Start of Data shown

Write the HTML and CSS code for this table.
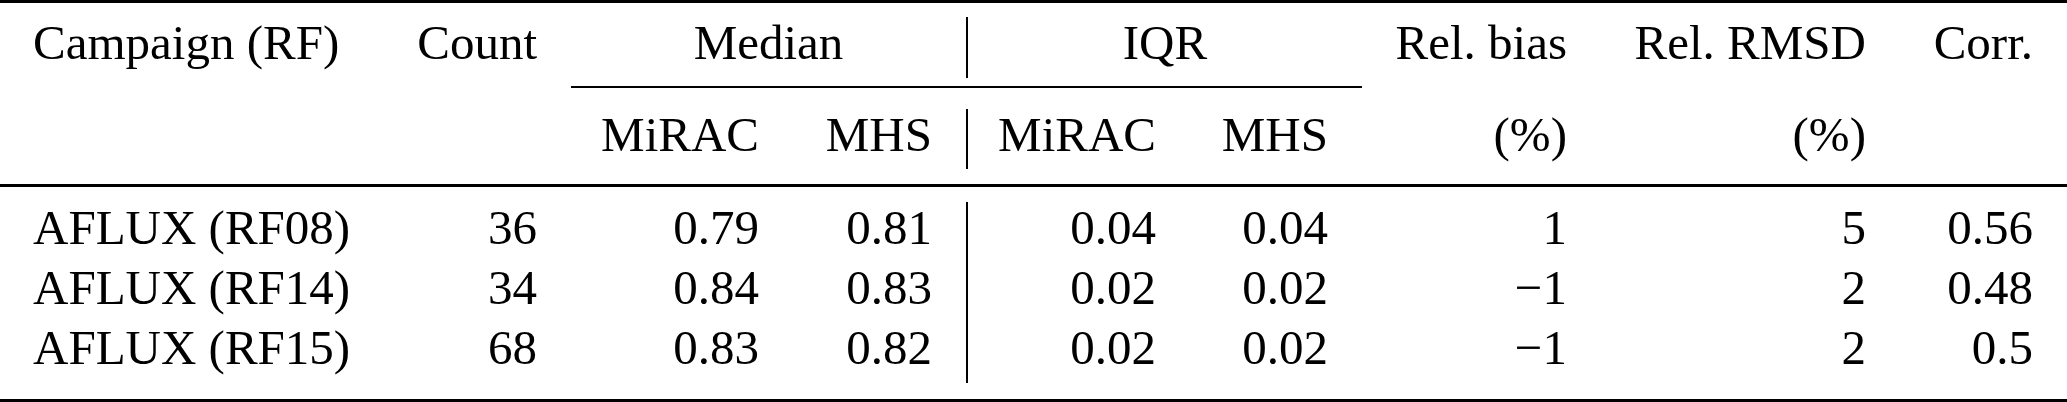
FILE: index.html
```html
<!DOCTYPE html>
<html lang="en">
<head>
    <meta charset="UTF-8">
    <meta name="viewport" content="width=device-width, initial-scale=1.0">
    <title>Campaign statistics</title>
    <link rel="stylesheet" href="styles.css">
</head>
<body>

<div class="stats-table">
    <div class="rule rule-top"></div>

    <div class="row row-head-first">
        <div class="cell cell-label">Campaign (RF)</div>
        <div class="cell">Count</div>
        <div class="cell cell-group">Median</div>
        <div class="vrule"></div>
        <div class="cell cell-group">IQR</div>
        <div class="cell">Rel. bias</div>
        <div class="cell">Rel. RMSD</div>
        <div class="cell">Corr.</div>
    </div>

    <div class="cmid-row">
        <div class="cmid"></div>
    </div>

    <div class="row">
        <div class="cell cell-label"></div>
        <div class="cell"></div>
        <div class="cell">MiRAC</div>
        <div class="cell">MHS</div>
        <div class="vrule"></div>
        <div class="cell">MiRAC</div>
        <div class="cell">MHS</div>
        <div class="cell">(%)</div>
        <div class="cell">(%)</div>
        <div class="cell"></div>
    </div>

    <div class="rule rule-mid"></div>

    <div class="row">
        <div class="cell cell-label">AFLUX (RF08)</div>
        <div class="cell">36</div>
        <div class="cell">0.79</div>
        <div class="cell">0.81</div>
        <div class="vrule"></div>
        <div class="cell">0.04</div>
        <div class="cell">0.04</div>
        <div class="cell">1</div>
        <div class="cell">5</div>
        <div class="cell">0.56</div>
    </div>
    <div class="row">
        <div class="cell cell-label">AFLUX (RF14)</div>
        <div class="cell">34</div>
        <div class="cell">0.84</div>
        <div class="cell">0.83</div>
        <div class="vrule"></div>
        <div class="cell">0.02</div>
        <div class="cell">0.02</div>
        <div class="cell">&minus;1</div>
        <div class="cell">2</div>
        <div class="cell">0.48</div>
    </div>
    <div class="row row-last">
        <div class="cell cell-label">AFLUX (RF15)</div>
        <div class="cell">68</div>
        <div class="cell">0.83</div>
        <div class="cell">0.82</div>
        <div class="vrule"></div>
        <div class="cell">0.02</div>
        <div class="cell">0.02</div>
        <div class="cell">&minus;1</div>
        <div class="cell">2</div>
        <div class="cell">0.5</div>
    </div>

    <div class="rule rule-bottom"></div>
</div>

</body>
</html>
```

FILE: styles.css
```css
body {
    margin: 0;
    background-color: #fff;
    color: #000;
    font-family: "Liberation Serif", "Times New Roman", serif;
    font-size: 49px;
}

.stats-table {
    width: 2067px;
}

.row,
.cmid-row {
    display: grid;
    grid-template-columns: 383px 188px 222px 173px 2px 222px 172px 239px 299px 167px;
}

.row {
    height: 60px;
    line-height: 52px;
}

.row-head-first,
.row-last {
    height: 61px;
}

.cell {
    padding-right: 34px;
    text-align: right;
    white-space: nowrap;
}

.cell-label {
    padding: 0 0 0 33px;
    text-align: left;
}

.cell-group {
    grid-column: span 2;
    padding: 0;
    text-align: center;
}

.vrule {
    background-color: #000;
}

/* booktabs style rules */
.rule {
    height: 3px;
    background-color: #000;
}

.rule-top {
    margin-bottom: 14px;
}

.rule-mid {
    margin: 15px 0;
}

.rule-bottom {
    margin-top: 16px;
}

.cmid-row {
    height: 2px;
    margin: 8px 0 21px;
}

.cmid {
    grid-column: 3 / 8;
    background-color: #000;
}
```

End of Data shown

▸ **Work to complete**:
Without including any pictures, reproduce the listing exactly.

▸ **Output for this task**:
Write the HTML and CSS code for this table.
FILE: index.html
```html
<!DOCTYPE html>
<html lang="en">
<head>
    <meta charset="UTF-8">
    <meta name="viewport" content="width=device-width, initial-scale=1.0">
    <title>Campaign statistics</title>
    <link rel="stylesheet" href="styles.css">
</head>
<body>

<div class="stats-table">
    <div class="rule rule-top"></div>

    <div class="row row-head-first">
        <div class="cell cell-label">Campaign (RF)</div>
        <div class="cell">Count</div>
        <div class="cell cell-group">Median</div>
        <div class="vrule"></div>
        <div class="cell cell-group">IQR</div>
        <div class="cell">Rel. bias</div>
        <div class="cell">Rel. RMSD</div>
        <div class="cell">Corr.</div>
    </div>

    <div class="cmid-row">
        <div class="cmid"></div>
    </div>

    <div class="row">
        <div class="cell cell-label"></div>
        <div class="cell"></div>
        <div class="cell">MiRAC</div>
        <div class="cell">MHS</div>
        <div class="vrule"></div>
        <div class="cell">MiRAC</div>
        <div class="cell">MHS</div>
        <div class="cell">(%)</div>
        <div class="cell">(%)</div>
        <div class="cell"></div>
    </div>

    <div class="rule rule-mid"></div>

    <div class="row">
        <div class="cell cell-label">AFLUX (RF08)</div>
        <div class="cell">36</div>
        <div class="cell">0.79</div>
        <div class="cell">0.81</div>
        <div class="vrule"></div>
        <div class="cell">0.04</div>
        <div class="cell">0.04</div>
        <div class="cell">1</div>
        <div class="cell">5</div>
        <div class="cell">0.56</div>
    </div>
    <div class="row">
        <div class="cell cell-label">AFLUX (RF14)</div>
        <div class="cell">34</div>
        <div class="cell">0.84</div>
        <div class="cell">0.83</div>
        <div class="vrule"></div>
        <div class="cell">0.02</div>
        <div class="cell">0.02</div>
        <div class="cell">&minus;1</div>
        <div class="cell">2</div>
        <div class="cell">0.48</div>
    </div>
    <div class="row row-last">
        <div class="cell cell-label">AFLUX (RF15)</div>
        <div class="cell">68</div>
        <div class="cell">0.83</div>
        <div class="cell">0.82</div>
        <div class="vrule"></div>
        <div class="cell">0.02</div>
        <div class="cell">0.02</div>
        <div class="cell">&minus;1</div>
        <div class="cell">2</div>
        <div class="cell">0.5</div>
    </div>

    <div class="rule rule-bottom"></div>
</div>

</body>
</html>
```

FILE: styles.css
```css
body {
    margin: 0;
    background-color: #fff;
    color: #000;
    font-family: "Liberation Serif", "Times New Roman", serif;
    font-size: 49px;
}

.stats-table {
    width: 2067px;
}

.row,
.cmid-row {
    display: grid;
    grid-template-columns: 383px 188px 222px 173px 2px 222px 172px 239px 299px 167px;
}

.row {
    height: 60px;
    line-height: 52px;
}

.row-head-first,
.row-last {
    height: 61px;
}

.cell {
    padding-right: 34px;
    text-align: right;
    white-space: nowrap;
}

.cell-label {
    padding: 0 0 0 33px;
    text-align: left;
}

.cell-group {
    grid-column: span 2;
    padding: 0;
    text-align: center;
}

.vrule {
    background-color: #000;
}

/* booktabs style rules */
.rule {
    height: 3px;
    background-color: #000;
}

.rule-top {
    margin-bottom: 14px;
}

.rule-mid {
    margin: 15px 0;
}

.rule-bottom {
    margin-top: 16px;
}

.cmid-row {
    height: 2px;
    margin: 8px 0 21px;
}

.cmid {
    grid-column: 3 / 8;
    background-color: #000;
}
```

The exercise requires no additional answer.